◆ Records
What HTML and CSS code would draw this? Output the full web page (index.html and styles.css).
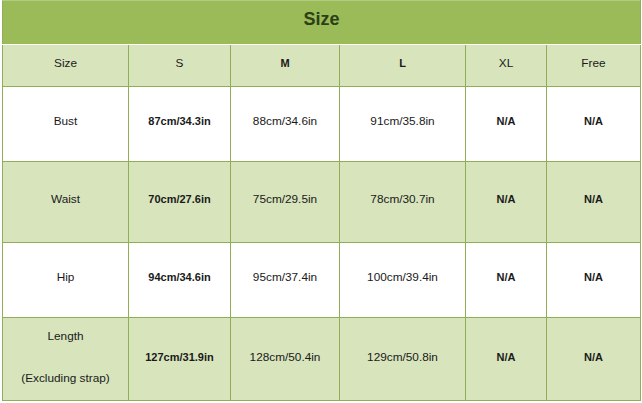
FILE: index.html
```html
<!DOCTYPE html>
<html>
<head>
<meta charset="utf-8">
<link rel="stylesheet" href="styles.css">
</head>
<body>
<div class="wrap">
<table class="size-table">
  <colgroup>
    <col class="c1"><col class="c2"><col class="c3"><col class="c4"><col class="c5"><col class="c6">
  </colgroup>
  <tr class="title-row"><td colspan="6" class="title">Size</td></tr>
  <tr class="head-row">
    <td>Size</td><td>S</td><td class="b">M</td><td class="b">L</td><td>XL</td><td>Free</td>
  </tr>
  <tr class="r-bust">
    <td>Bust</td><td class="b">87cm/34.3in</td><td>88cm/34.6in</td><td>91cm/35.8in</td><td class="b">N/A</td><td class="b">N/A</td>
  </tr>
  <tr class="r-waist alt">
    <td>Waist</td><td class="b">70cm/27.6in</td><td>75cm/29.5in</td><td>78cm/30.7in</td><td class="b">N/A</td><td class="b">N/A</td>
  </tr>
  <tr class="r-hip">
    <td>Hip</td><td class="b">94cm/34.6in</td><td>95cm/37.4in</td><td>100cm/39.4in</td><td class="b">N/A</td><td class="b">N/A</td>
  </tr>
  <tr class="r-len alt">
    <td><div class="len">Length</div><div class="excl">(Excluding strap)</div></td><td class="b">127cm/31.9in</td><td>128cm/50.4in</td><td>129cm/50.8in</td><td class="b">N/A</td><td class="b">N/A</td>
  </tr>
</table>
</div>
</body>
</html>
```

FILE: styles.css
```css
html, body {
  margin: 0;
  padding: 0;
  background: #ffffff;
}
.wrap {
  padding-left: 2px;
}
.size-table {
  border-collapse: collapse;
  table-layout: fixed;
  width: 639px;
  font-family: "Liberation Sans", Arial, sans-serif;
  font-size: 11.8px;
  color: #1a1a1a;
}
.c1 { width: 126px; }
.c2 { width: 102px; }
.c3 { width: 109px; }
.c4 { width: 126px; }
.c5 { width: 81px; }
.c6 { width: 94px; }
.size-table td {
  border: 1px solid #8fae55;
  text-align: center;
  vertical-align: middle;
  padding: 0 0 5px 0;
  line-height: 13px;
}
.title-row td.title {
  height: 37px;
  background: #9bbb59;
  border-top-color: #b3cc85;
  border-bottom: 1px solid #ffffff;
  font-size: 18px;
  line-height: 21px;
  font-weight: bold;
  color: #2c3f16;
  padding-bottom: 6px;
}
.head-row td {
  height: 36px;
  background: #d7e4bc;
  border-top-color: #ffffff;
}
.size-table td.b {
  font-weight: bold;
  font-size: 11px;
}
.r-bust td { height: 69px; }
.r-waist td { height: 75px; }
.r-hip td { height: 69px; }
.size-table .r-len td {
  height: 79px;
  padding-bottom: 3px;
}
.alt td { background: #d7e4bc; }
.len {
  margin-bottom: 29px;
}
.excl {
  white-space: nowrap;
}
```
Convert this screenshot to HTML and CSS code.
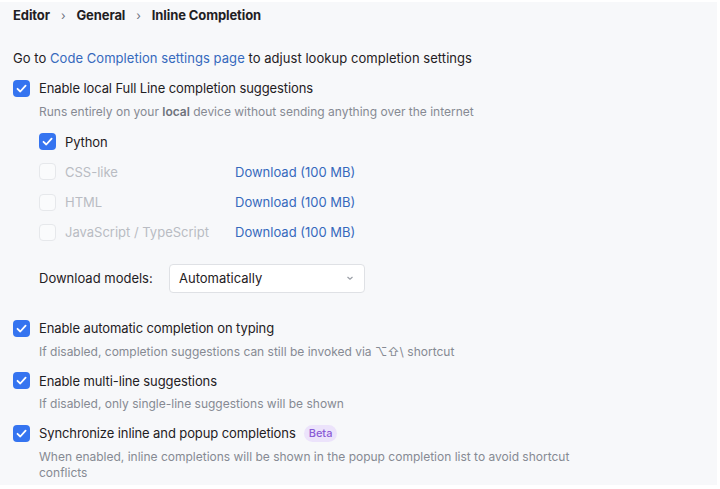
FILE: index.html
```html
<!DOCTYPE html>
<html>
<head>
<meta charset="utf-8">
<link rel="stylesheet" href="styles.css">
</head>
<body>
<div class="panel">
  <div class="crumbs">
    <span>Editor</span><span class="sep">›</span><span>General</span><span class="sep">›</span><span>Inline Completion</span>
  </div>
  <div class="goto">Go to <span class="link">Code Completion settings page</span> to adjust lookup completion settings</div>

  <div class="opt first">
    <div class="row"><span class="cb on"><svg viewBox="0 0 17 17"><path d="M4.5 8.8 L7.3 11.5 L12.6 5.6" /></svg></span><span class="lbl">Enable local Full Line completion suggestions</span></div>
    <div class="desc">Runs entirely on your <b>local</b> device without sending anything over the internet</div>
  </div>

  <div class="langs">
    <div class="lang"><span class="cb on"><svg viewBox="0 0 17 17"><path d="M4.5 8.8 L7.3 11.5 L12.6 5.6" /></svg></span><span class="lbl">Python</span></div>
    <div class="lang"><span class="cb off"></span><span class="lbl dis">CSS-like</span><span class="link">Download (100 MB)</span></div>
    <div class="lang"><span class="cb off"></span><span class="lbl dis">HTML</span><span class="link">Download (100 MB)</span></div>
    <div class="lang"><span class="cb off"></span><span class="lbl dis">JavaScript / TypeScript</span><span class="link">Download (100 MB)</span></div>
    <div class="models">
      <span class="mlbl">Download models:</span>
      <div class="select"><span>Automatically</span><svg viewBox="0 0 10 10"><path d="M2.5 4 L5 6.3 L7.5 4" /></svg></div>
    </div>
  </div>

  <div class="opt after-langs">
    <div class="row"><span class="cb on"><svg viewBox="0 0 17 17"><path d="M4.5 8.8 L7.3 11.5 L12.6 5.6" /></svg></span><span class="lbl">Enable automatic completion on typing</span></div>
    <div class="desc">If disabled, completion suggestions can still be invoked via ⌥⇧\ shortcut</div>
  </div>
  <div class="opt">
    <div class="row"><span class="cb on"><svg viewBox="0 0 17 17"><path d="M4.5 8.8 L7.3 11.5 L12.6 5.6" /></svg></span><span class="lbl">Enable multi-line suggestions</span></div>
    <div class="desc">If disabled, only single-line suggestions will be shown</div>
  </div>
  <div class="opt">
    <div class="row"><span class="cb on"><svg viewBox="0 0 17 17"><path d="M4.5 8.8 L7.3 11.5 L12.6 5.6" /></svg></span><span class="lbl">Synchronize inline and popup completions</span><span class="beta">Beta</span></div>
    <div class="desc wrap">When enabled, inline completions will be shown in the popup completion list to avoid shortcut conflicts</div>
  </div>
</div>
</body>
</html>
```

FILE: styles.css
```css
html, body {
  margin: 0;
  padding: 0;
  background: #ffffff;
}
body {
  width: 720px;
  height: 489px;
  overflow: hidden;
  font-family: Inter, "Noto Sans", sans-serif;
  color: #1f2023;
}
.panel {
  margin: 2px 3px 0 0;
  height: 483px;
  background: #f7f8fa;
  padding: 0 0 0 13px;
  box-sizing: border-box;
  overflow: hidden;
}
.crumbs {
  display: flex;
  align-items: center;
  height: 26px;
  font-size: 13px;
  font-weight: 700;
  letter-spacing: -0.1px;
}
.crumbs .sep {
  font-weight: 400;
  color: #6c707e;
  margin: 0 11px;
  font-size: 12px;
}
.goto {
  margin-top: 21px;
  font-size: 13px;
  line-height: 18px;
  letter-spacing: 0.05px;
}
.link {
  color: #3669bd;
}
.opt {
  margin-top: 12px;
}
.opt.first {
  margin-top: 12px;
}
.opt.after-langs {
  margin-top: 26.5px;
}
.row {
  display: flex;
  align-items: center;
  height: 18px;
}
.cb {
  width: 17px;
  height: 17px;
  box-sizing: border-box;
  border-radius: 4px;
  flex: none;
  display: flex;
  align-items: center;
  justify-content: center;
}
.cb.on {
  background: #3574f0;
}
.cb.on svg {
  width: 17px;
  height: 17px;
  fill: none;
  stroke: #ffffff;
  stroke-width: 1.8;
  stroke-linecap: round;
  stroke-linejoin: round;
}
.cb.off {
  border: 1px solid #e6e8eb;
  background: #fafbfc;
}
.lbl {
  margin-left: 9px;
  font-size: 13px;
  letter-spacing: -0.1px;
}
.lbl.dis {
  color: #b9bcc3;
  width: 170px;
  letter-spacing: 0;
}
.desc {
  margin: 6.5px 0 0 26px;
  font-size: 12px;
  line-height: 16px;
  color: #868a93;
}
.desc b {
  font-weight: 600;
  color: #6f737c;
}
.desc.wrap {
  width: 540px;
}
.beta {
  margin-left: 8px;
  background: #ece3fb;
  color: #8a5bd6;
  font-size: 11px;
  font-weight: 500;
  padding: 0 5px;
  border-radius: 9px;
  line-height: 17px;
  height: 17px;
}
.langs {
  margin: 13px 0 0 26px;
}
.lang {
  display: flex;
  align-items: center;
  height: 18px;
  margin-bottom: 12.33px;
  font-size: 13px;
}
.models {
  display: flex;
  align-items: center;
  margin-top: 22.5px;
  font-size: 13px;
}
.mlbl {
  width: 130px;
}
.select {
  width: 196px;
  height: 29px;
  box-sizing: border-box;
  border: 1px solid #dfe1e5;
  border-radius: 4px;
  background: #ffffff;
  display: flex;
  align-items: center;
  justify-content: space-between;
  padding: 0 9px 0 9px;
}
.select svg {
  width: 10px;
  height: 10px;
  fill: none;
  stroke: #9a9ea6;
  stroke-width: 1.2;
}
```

◆ Problem to solve
Gather all lines of the records that include the word "this".

◆ Complete response
What HTML and CSS code would draw this? Output the full web page (index.html and styles.css).
Convert this screenshot to HTML and CSS code.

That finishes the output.